B. The hospital argues that the trial court also erred in limiting the testimony of Dr. William Jackson. This issue is not likely to recur on retrial as new designations can be filed. We decline to address it.

III. The third issue is whether section 147.136 of the Iowa Code is constitutional as applied to the present case. This issue is likely to recur on retrial, and we therefore consider it. Section 147.136 abrogates the collateral source rule in specified situations involving medical and hospital malpractice claims.

We found section 147.136 to be constitutional in Rudolph v. Iowa Methodist Medical Center, 293 N.W.2d 550 (Iowa 1980). The Lamberts contend that this determination should be reconsidered since Rudolph did not involve constitutionality when a hospital is self-insured, as this one is.

We must determine whether the failure of section 147.136 to distinguish between insured and self-insured institutions violates the equal protection clause of the United States Constitution. The appropriate standard for consideration is the rational basis test. Rudolph, at 557. We note that a party challenging the constitutionality of such a statute has a heavy burden. Rudolph, at 559.

In Rudolph we stated the legislative purpose in enacting section 147.136 as follows:

It thus appears that the legislature's purpose in enacting section 147.136 was to reduce the size of malpractice verdicts by barring recovery for the portion of the loss paid for by collateral benefits. The verdicts would presumably result in reduction in premiums for malpractice insurance, making it affordable and available, helping to assure the public of continued health care services.

Id. at 558.

The Lamberts argue that defendant hospital does not pay malpractice insurance premiums, and therefore the legislature could not have a legitimate purpose in precluding the Lamberts from collecting from *424 collateral sources and from the hospital also.
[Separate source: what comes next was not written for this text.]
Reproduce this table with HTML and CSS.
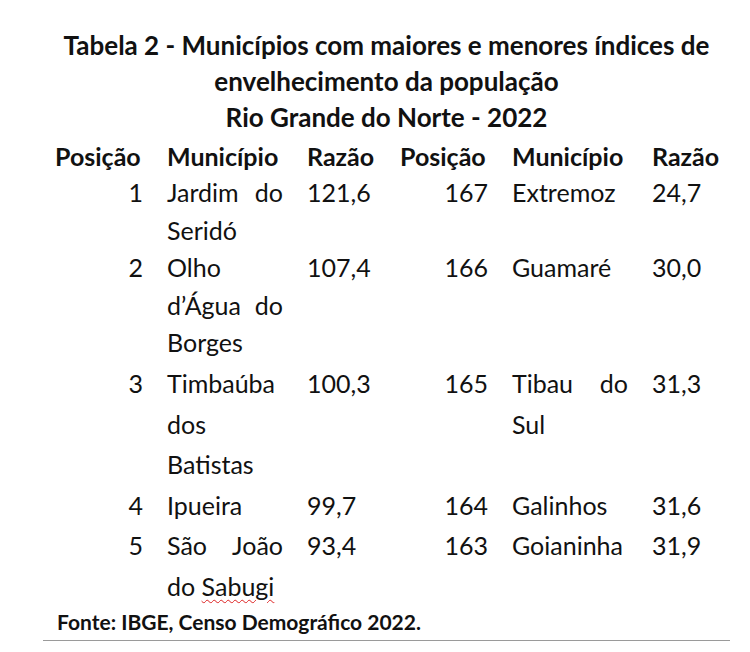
FILE: index.html
```html
<!DOCTYPE html>
<html lang="pt-BR">
<head>
<meta charset="utf-8">
<title>Tabela 2</title>
<link rel="stylesheet" href="styles.css">
</head>
<body>
<div class="page">
  <h1 class="title">Tabela 2 - Municípios com maiores e menores índices de<br>envelhecimento da população<br>Rio Grande do Norte - 2022</h1>
  <table class="tbl">
    <colgroup>
      <col class="c-pos"><col class="c-mun"><col class="c-raz">
      <col class="c-pos2"><col class="c-mun"><col class="c-raz">
    </colgroup>
    <thead>
      <tr><th>Posição</th><th>Município</th><th>Razão</th><th>Posição</th><th>Município</th><th>Razão</th></tr>
    </thead>
    <tbody>
      <tr class="tight">
        <td class="num">1</td><td><span class="ln jus">Jardim do</span><span class="ln">Seridó</span></td><td>121,6</td>
        <td class="num">167</td><td><span class="ln">Extremoz</span></td><td>24,7</td>
      </tr>
      <tr class="tight">
        <td class="num">2</td><td><span class="ln">Olho</span><span class="ln jus">d’Água do</span><span class="ln">Borges</span></td><td>107,4</td>
        <td class="num">166</td><td><span class="ln">Guamaré</span></td><td>30,0</td>
      </tr>
      <tr class="loose first-loose">
        <td class="num">3</td><td><span class="ln">Timbaúba</span><span class="ln">dos</span><span class="ln">Batistas</span></td><td>100,3</td>
        <td class="num">165</td><td><span class="ln jus">Tibau do</span><span class="ln">Sul</span></td><td>31,3</td>
      </tr>
      <tr class="loose">
        <td class="num">4</td><td><span class="ln">Ipueira</span></td><td>99,7</td>
        <td class="num">164</td><td><span class="ln">Galinhos</span></td><td>31,6</td>
      </tr>
      <tr class="loose">
        <td class="num">5</td><td><span class="ln jus">São João</span><span class="ln">do <span class="spell">Sabugi</span></span></td><td>93,4</td>
        <td class="num">163</td><td><span class="ln">Goianinha</span></td><td>31,9</td>
      </tr>
    </tbody>
  </table>
  <p class="source">Fonte: IBGE, Censo Demográfico 2022.</p>
  <div class="rule"></div>
</div>
</body>
</html>
```
FILE: styles.css
```css
html, body {
  margin: 0;
  padding: 0;
  background: #ffffff;
}
body {
  font-family: Lato, "Liberation Sans", sans-serif;
  color: #111111;
}
.page {
  width: 687px;
  padding: 27px 0 0 43px;
}
.title {
  margin: 0;
  font-size: 26px;
  font-weight: 700;
  line-height: 36px;
  text-align: center;
}
.tbl {
  margin-top: 4px;
  border-collapse: collapse;
  table-layout: fixed;
  width: 687px;
  font-size: 25px;
}
.c-pos { width: 112px; }
.c-mun { width: 140px; }
.c-raz { width: 93px; }
.c-pos2 { width: 112px; }
.tbl th, .tbl td {
  padding: 0 12px;
  vertical-align: top;
  text-align: left;
}
.tbl th {
  font-weight: 700;
  line-height: 35px;
}
.tbl tr.tight td {
  line-height: 37.5px;
}
.tbl tr.loose td {
  line-height: 40.5px;
}
.tbl tr.first-loose td {
  padding-top: 1.5px;
}
.tbl td.num {
  text-align: right;
}
.ln {
  display: block;
}
.ln.jus {
  text-align: justify;
  text-align-last: justify;
}
.spell {
  text-decoration: underline wavy #d22;
  text-decoration-thickness: 1px;
  text-underline-offset: 3px;
}
.source {
  margin: 0;
  padding-left: 14px;
  font-size: 21px;
  font-weight: 700;
  line-height: 32px;
}
.rule {
  margin-top: 2px;
  height: 1px;
  background: #9a9a9a;
}
```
We think that the Lamberts' focus is on the wrong portion of the stated intent. The legislature's intent was to help assure the public of continued health care services at affordable rates. If defendant hospital does not have the benefit of section 147.136, it must adjust its hospital rates accordingly, striking at the heart of the purpose of the legislature in enacting the section. We are thus unable to agree with the Lamberts that the state has no legitimate interest under the circumstances of this case. We hold section 147.136 is constitutional as applied here.

We return the case to district court for a new trial between the Lamberts and the hospital. We assess half of the appeal costs to the Lamberts and half to the hospital.

REVERSED ON DEFENDANT HOSPITAL'S APPEAL, AFFIRMED ON PLAINTIFFS' CROSS APPEAL.